Le incongruenze non finiscono qua. Dal 2017 in poi si è lavorato per demolire un sistema di accoglienza – lo SPRAR – che è stato apprezzato e studiato in tutto il mondo come esempio di buone pratiche, un sistema sicuro che non lasciava spazio a gestioni dubbie o poco trasparenti e ora, nel nome della “sicurezza” si finanziano strutture amministrate da privati che poco o niente hanno di trasparente. Infatti, se è vero che le strutture detentive dipendono dal ministero dell’Interno e localmente dalle Prefetture, l’erogazione dei servizi alla persona è affidata a soggetti privati e l’affidamento della gestione dei Cpr viene fatto sulla base di contratti di durata annuale, rinnovabili una volta, in genere all’esito di procedura aperta. Il rapporto sottolinea che al maggio del 2023, la gestione del sistema detentivo per stranieri era in gran parte affidata a soggetti dichiaratamente for-profit, in alcuni casi delle vere e proprie multinazionali. In particolare, cinque aziende gestiscono, da sole o in associazione temporanea di impresa con cooperative sociali, ben sei dei dieci Cpr attualmente attivi sul territorio nazionale.
Entrando nel merito, il rapporto analizza i singoli casi di gestione e purtroppo il quadro generale diventa decisamente inquietante.

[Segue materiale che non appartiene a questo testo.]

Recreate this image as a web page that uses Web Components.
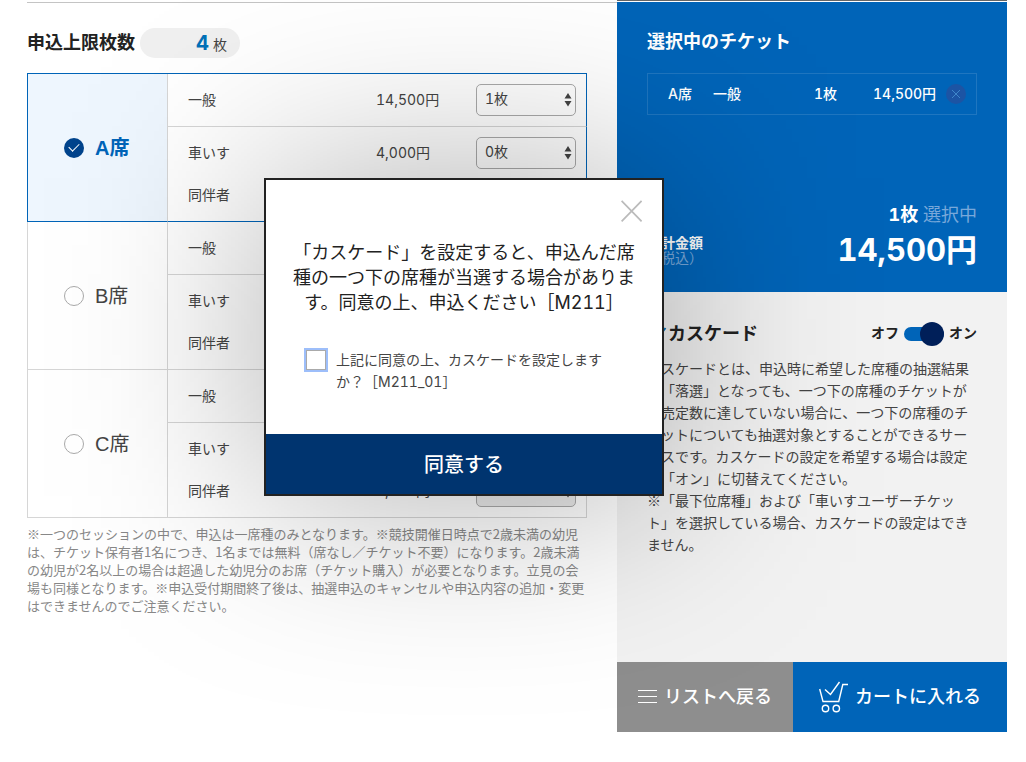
<!DOCTYPE html>
<html lang="ja">
<head>
<meta charset="utf-8">
<meta name="viewport" content="width=device-width, initial-scale=1">
<title>チケット抽選申込</title>
<style>
  html, body { margin: 0; min-height: 100%; background: #fff; }
  body {
    --blue: #0064b8;
    --navy: #00346f;
    --line: #d6d6d6;
    font: 14px/22px Inter, "Noto Sans CJK JP", sans-serif;
    font-variant-numeric: tabular-nums;
    text-spacing-trim: space-all;
    color: #444;
  }
</style>
</head>
<body>
<ticket-page>
  <limit-badge slot="main" count="4">申込上限枚数</limit-badge>
  <seat-table slot="main"></seat-table>
  <session-note slot="main">※一つのセッションの中で、申込は一席種のみとなります。※競技開催日時点で2歳未満の幼児は、チケット保有者1名につき、1名までは無料（席なし／チケット不要）になります。2歳未満の幼児が2名以上の場合は超過した幼児分のお席（チケット購入）が必要となります。立見の会場も同様となります。※申込受付期間終了後は、抽選申込のキャンセルや申込内容の追加・変更はできませんのでご注意ください。</session-note>
  <order-summary slot="side"></order-summary>
  <cascade-panel slot="side">カスケードとは、申込時に希望した席種の抽選結果が「落選」となっても、一つ下の席種のチケットが販売定数に達していない場合に、一つ下の席種のチケットについても抽選対象とすることができるサービスです。カスケードの設定を希望する場合は設定を「オン」に切替えてください。<br>※「最下位席種」および「車いすユーザーチケット」を選択している場合、カスケードの設定はできません。</cascade-panel>
  <action-bar slot="side"></action-bar>
</ticket-page>
<consent-dialog>
  「カスケード」を設定すると、申込んだ席種の一つ下の席種が当選する場合があります。同意の上、申込ください［M211］
  <span slot="check">上記に同意の上、カスケードを設定しますか？［M211_01］</span>
</consent-dialog>

<script>
const define = (name, html, setup) => {
  const template = document.createElement('template');
  template.innerHTML = html;
  customElements.define(name, class extends HTMLElement {
    constructor() {
      super();
      this.attachShadow({ mode: 'open' }).append(template.content.cloneNode(true));
    }
    connectedCallback() {
      if (setup && !this.ready) { this.ready = true; setup(this, this.shadowRoot); }
    }
  });
};

define('ticket-page', `
  <style>
    :host { display: flex; align-items: flex-start; padding: 0 19px 30px 27px; }
    main { flex: 1; min-width: 0; margin-top: 2px; padding: 25px 30px 0 0; border-top: 1px solid #c4c4c4; }
    aside { flex: 0 0 390px; border-top: 1px solid #666; padding-top: 1px; }
  </style>
  <main><slot name="main"></slot></main>
  <aside><slot name="side"></slot></aside>
`);

define('limit-badge', `
  <style>
    :host { display: flex; align-items: center; gap: 5px; margin-bottom: 15px; }
    h2 { margin: 0; font-size: 18px; line-height: 30px; color: #222; }
    p { box-sizing: border-box; width: 100px; height: 30px; margin: 0; padding-right: 13px; border-radius: 15px;
        background: #f0f0f0; text-align: right; line-height: 30px; }
    b { font-size: 20px; color: #0070b8; margin-right: 4px; }
  </style>
  <h2><slot></slot></h2>
  <p><b></b>枚</p>
`, (host, root) => { root.querySelector('b').textContent = host.getAttribute('count'); });

define('count-select', `
  <style>
    :host { display: block; position: relative; width: 100px; height: 32px; }
    select { appearance: none; box-sizing: border-box; width: 100%; height: 32px; padding: 0 24px 2px 8px;
      border: 1px solid #aaa; border-radius: 5px; background: rgba(255,255,255,.2); font: inherit; color: inherit; }
    select:disabled { background: rgba(0,0,0,.08); opacity: 1; }
    svg { position: absolute; right: 4px; top: 9px; pointer-events: none; }
  </style>
  <select></select>
  <svg width="8" height="14" viewBox="0 0 8 14" fill="#444" aria-hidden="true"><path d="M4 0l3.5 5.5h-7zM4 13.500l3.500-5.500h-7z"/></svg>
`, (host, root) => {
  const select = root.querySelector('select');
  select.setAttribute('aria-label', host.getAttribute('label'));
  for (let n = 0; n <= 4; n++) select.add(new Option(n + '枚', n));
  select.value = host.getAttribute('value');
  select.disabled = !host.getAttribute('value');
});

define('seat-table', `
  <style>
    :host { display: block; margin-bottom: 7px; }
    table { width: 100%; border-collapse: separate; border-spacing: 0; table-layout: fixed; border-top: 1px solid var(--blue); }
    th, td { box-sizing: border-box; padding: 0; height: 53px; text-align: left; font-weight: 400; border: 0 solid var(--line); }
    tr.pair > * { height: 52px; }
    tr.last > * { height: 43px; vertical-align: top; line-height: 32px; border-bottom-width: 1px; }
    tr.first > * { border-bottom-width: 1px; }
    .seat { border-width: 0 1px 1px 1px; }
    .kind { padding-left: 20px; }
    .num { border-right-width: 1px; }
    .on .seat { border-left-color: var(--blue); border-bottom-color: var(--blue); background: #eef6fe; }
    .on .num { border-right-color: var(--blue); }
    .on .last > * { border-bottom-color: var(--blue); }
    label { display: flex; align-items: center; gap: 11px; padding-left: 36px; font: 20px/30px "Liberation Sans", "Noto Sans CJK JP", sans-serif; }
    .on label { color: var(--blue); font-weight: 700; }
    input { appearance: none; box-sizing: border-box; position: relative; margin: 0; width: 20px; height: 20px;
      border: 1px solid #aaa; border-radius: 50%; }
    input:checked { border: 0; background: #00438c; }
    input:checked::after { content: ""; position: absolute; left: 5px; top: 5px; width: 9px; height: 5px;
      border: solid #fff; border-width: 0 0 1px 1px; transform: rotate(-45deg); }
  </style>
  <table>
    <colgroup><col style="width:141px"><col><col style="width:100px"><col style="width:111px"></colgroup>
  </table>
`, (host, root) => {
  const table = root.querySelector('table');
  const seats = [
    { name: 'A席', on: true, prices: ['14,500円', '4,000円', ''] },
    { name: 'B席', on: false, prices: ['', '', ''] },
    { name: 'C席', on: false, prices: ['', '', '4,000円'] },
  ];
  const kinds = [['first', '一般'], ['pair', '車いす'], ['last', '同伴者']];
  for (const { name, on, prices } of seats) {
    const head = `<th class="seat" scope="rowgroup" rowspan="3"><label><input type="radio" name="seat" ${on ? 'checked' : ''}>${name}</label></th>`;
    const count = i => on ? (i ? 0 : 1) : '';
    const rows = kinds.map(([cls, kind], i) => `<tr class="${cls}">${i ? '' : head}
      <th class="kind" scope="row">${kind}</th><td>${prices[i]}</td>
      <td class="num"><count-select label="${name} ${kind}" value="${count(i)}"></count-select></td></tr>`);
    table.insertAdjacentHTML('beforeend', `<tbody class="${on ? 'on' : ''}">${rows.join('')}</tbody>`);
  }
});

define('session-note', `
  <style>:host { display: block; font-family: "Noto Sans CJK JP", sans-serif; font-size: 13px; line-height: 18px; color: #888; }</style>
  <slot></slot>
`);

define('order-summary', `
  <style>
    :host { display: flex; flex-direction: column; box-sizing: border-box; min-height: 290px; padding: 25px 30px 20px;
      background: var(--blue); color: #fff; }
    h2 { margin: 0 0 16px; font-size: 18px; line-height: 30px; }
    .item { display: flex; align-items: center; height: 40px; padding: 0 10px 0 20px; border: 1px solid rgba(255,255,255,.12); font-weight: 500; }
    .seat { width: 45px; } .kind { flex: 1; } .count { width: 59px; } .price { width: 73px; }
    button { width: 20px; height: 20px; padding: 0; border: 0; border-radius: 50%; background: #1c54a4; }
    svg { display: block; }
    .sum { display: grid; grid-template-columns: 1fr auto; margin-top: auto; align-items: end; }
    .count-line { grid-column: 1 / 3; text-align: right; font-size: 18px; line-height: 26px; color: #78a8da; }
    .count-line b { color: #fff; }
    .label { line-height: 15px; padding-bottom: 7px; color: #78a8da; }
    .label b { display: block; color: #fff; }
    .total { font-size: 31px; line-height: 44px; font-weight: 700; }
  </style>
  <h2>選択中のチケット</h2>
  <div class="item">
    <span class="seat">A席</span><span class="kind">一般</span><span class="count">1枚</span><span class="price">14,500円</span>
    <button type="button" aria-label="削除"><svg width="20" height="20" viewBox="0 0 20 20" stroke="#3f86ca"><path d="M6 6l8 8M14 6l-8 8"/></svg></button>
  </div>
  <div class="sum">
    <div class="count-line"><b>1枚</b> 選択中</div>
    <div class="label"><b>合計金額</b>（税込）</div>
    <div class="total">14,500円</div>
  </div>
`);

define('cascade-panel', `
  <style>
    :host { display: block; box-sizing: border-box; min-height: 370px; padding: 25px 30px; background: #f2f2f2; font-family: "Noto Sans CJK JP", sans-serif; }
    header { display: flex; align-items: center; height: 30px; margin-bottom: 10px; color: #222; }
    h2 { flex: 1; display: flex; align-items: center; gap: 1px; margin: 0; font-size: 18px; line-height: 28px; }
    label { display: flex; align-items: center; gap: 5px; font-weight: 700; }
    input { appearance: none; position: relative; margin: 4px 0 0; width: 40px; height: 14px; border-radius: 7px; background: var(--blue); }
    input::before { content: ""; position: absolute; top: -5px; right: 0; width: 24px; height: 24px; border-radius: 50%; background: #001f59; }
    input:not(:checked)::before { right: auto; left: 0; }
    p { margin: 0; }
  </style>
  <header>
    <h2><svg width="20" height="18" viewBox="0 0 20 18" fill="none" stroke="#0070b8" stroke-width="2" aria-hidden="true"><path d="M4 8l6 8L18.500 5"/></svg>カスケード</h2>
    <label>オフ<input type="checkbox" role="switch" checked aria-label="カスケード">オン</label>
  </header>
  <p><slot></slot></p>
`);

define('action-bar', `
  <style>
    :host { display: flex; height: 70px; }
    button { display: flex; align-items: center; padding: 0; border: 0; color: #fff; font: inherit; font-size: 18px; font-weight: 500; }
    .back { flex: 0 0 176px; gap: 7px; padding-left: 21px; background: #8e8e8e; }
    .cart { flex: 1; gap: 7px; padding-left: 26px; background: var(--blue); }
    svg { flex: none; fill: none; stroke: #fff; }
  </style>
  <button type="button" class="back"><svg width="19" height="14" viewBox="0 0 19 14" aria-hidden="true"><path d="M0 .5h19M0 6.500h19M0 12.500h19"/></svg>リストへ戻る</button>
  <button type="button" class="cart"><svg width="29" height="32" viewBox="0 0 29 32" stroke-width="1.4" aria-hidden="true"><path d="M.7 8l3.300 12.500h15.700L23.800 3.500H29M6 8.500l5.500 5L20.500 1"/><circle cx="6.500" cy="27.500" r="3.200"/><circle cx="17.300" cy="27.500" r="3.200"/></svg>カートに入れる</button>
`);

define('consent-dialog', `
  <style>
    :host { position: fixed; inset: 0; display: flex; align-items: center; justify-content: center; padding: 0 98px 88px 0; }
    section { position: relative; box-sizing: border-box; width: 400px; max-width: 100%; border: 2px solid #222; }
    section::before { content: ""; position: absolute; z-index: -1; inset: -2px; background: rgba(0,0,0,.32); filter: blur(100px); }
    .body { padding: 60px 24px 41px; background: #fff; }
    p { margin: 0; text-align: center; font-size: 18px; line-height: 25px; color: #222; }
    label { display: grid; grid-template-columns: 20px 272px; gap: 10px; margin: 34px 0 0 16px; }
    input { appearance: none; box-sizing: border-box; width: 20px; height: 20px; margin: 1px 0 0; border: 1px solid #aaa; box-shadow: 0 0 0 2px #9dbefa; background: #fff; }
    .close { position: absolute; top: 20px; right: 20px; padding: 0; border: 0; background: none; }
    .close svg { display: block; }
    .ok { display: block; width: 100%; height: 60px; border: 0; padding: 2px 0 0; background: var(--navy); color: #fff; font: inherit; font-size: 20px; font-weight: 500; }
  </style>
  <section role="dialog" aria-modal="true" aria-label="カスケードの設定">
    <button type="button" class="close" aria-label="閉じる"><svg width="21" height="22" viewBox="0 0 21 22" stroke="#bbb" stroke-width="1.800"><path d="M.6.8l20 20.500M20.600.8l-20 20.500"/></svg></button>
    <div class="body">
      <p><slot></slot></p>
      <label><input type="checkbox"><slot name="check"></slot></label>
    </div>
    <button type="button" class="ok">同意する</button>
  </section>
`);
</script>
</body>
</html>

Impossibile elencare tutte le abnormi anomalie gestionali ma l’esempio della cooperativa Badia Grande è tra i più emblematici e attualmente gestisce, in proroga dal 2021, il solo Cpr di Bari Palese. Tra il 2014 e il 2019, Badia Grande ha gestito il centro di Trapani Milo, che tra 2016 e 2017 ha funzionato come Hotspot, nonché gli Hotspot di Lampedusa, Ragusa, Messina, oltre a diverse altre strutture di accoglienza per richiedenti asilo. Da ultimo, Badia Grande è stata esclusa dalla gara per la gestione del Cpr trapanese a causa di illeciti quali frode nelle pubbliche forniture, falsità ideologica in atti pubblici e truffa ai danni dello Stato, ascritti al rappresentante legale. Per gli stessi motivi, la cooperativa è stata esclusa anche dalla gara per la gestione del Cpr di Gradisca d’Isonzo. Ma Badia Grande continua a gestire in regime di proroga il Cpr di Bari Palese in attesa della definizione della gara d’appalto bandita nel 2021 e l’attuale ente gestore del Cpr di Bari, la cui gestione è stata addirittura identificata come una best practice, è stato escluso dalla gara d’appalto nel 2022 a causa delle indagini avviate nei confronti del suo legale rappresentante e di altri responsabili della gestione del Cpr.
La politica italiana sembra comunque aver abbracciato la causa della detenzione senza se e senza ma ed è preoccupante oltre all’allarmante aumento dei costi umani ed economici della politica di rimpatrio, la costante riduzione della trasparenza e dell’accessibilità di luoghi dove le persone vengono private della libertà personale ma anche della propria dignità senza aver violato, occorre ricordarlo, alcuna legge penale.